Non avevano nessuno scrupolo le due associazioni di sostanze stupefacenti con spacciatori che operavano addirittura nei pressi degli istituti scolastici scafatesi ma anche a Boscoreale e Terzigno
«Lo stupefacente in alcuni casi consegnato o comunque destinato a minorenni; per essere l’offerta o cessione dello stupefacente effettuata in prossimità di scuole; per essere la sostanza stupefacente adulterata o commista ad altre in modo che ne risulti accentuata la potenzialità lesiva». Questa una delle aggravanti contestate dal Gip che ha emesso 36 ordinanze cautelari nell’inchiesta “My Love” della Dda di Salerno e della procura di Nocera Inferiore. Dalle indagini del sostituto procuratore Giancarlo Russo e dei militari del tenente colonnello Rosario Di Gangi hanno registrato che gli istituti scolastici venivano presi, addirittura, come punto di riferimento per gli appuntamenti per lo spaccio anche con clienti adulti, in una settantina di casi da entrambe le associazioni delinquenziali sgominate martedì mattina. Nelle centinaia e centinaia di pagine di intercettazioni telefoniche, ha calcolato La Città, la parola scuola o scuole come luoghi per consegnare ai tossicomani la droga si ripete per oltre 170 volte. A preoccupare molto è pure la modifica, l’adulterazione degli stupefacenti per aumentare la potenza degli effetti sugli acquirenti, con danni maggiori per gli assuntori, specie di giovane età, esponendoli a gravissimi pericoli per la salute.
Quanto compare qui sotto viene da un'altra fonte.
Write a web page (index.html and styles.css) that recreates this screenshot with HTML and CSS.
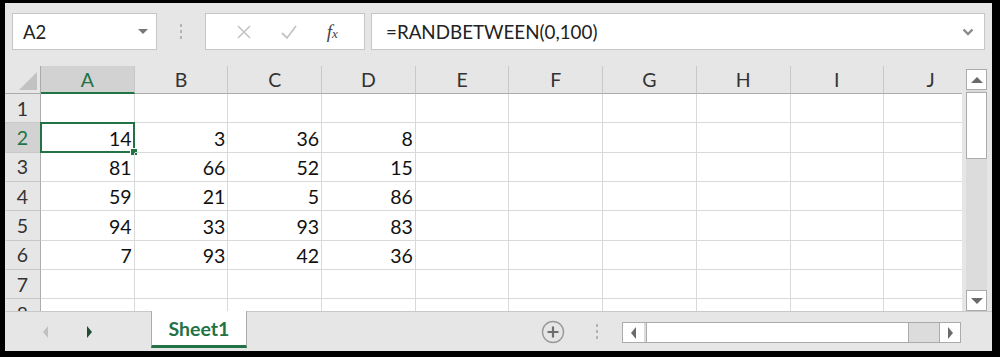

In questo quadro non stupisce che due mamme in particolare utilizzassero i figli minorenni per trasportare droga. In un caso, Teresa Cannavacciuolo avrebbe utilizzato un figlio minore per consegnare cinque dosi di sostanza stupefacente ad Andrea Carotenuto, fratello di Morena, per la successiva vendita a tossicodipendenti. Diversi gli episodi vedono indagata Morena Carotenuto per aver utilizzato due figli minori nello spaccio. Anche il cognato di Carotenuto, Raffaele Squillante avrebbe utilizzato il figlio minorenne di Morena Carotenuto, come il fratello di questa, per vendere droga a un tossicodipendente. Nelle intercettazioni telefoniche c’è una molto significativa per gli inquirenti. Dice mamma Morena al figlio: «…buttami ” una merendina buona” (la droga, ndr) dentro un fazzoletto! Ti devi muovere sono nel vicolo» Al che il figlio replica: «Quella là che è rimasta?». E la madre: «E’! Una “merendina buona” però!… Fai presto! Dentro il fazzoletto». La merendina in un altro caso diventa “maglietta”, come quando il figlio minore di Morena Caputo, parlando con lo zio Andrea Carotenuto lo avverte che è venuto un tossicodipendente che vuole, appunto, una maglietta, per indicare droga. Certamente, i figli non hanno ricevuto sempre insegnamenti che ci si attende da un genitore.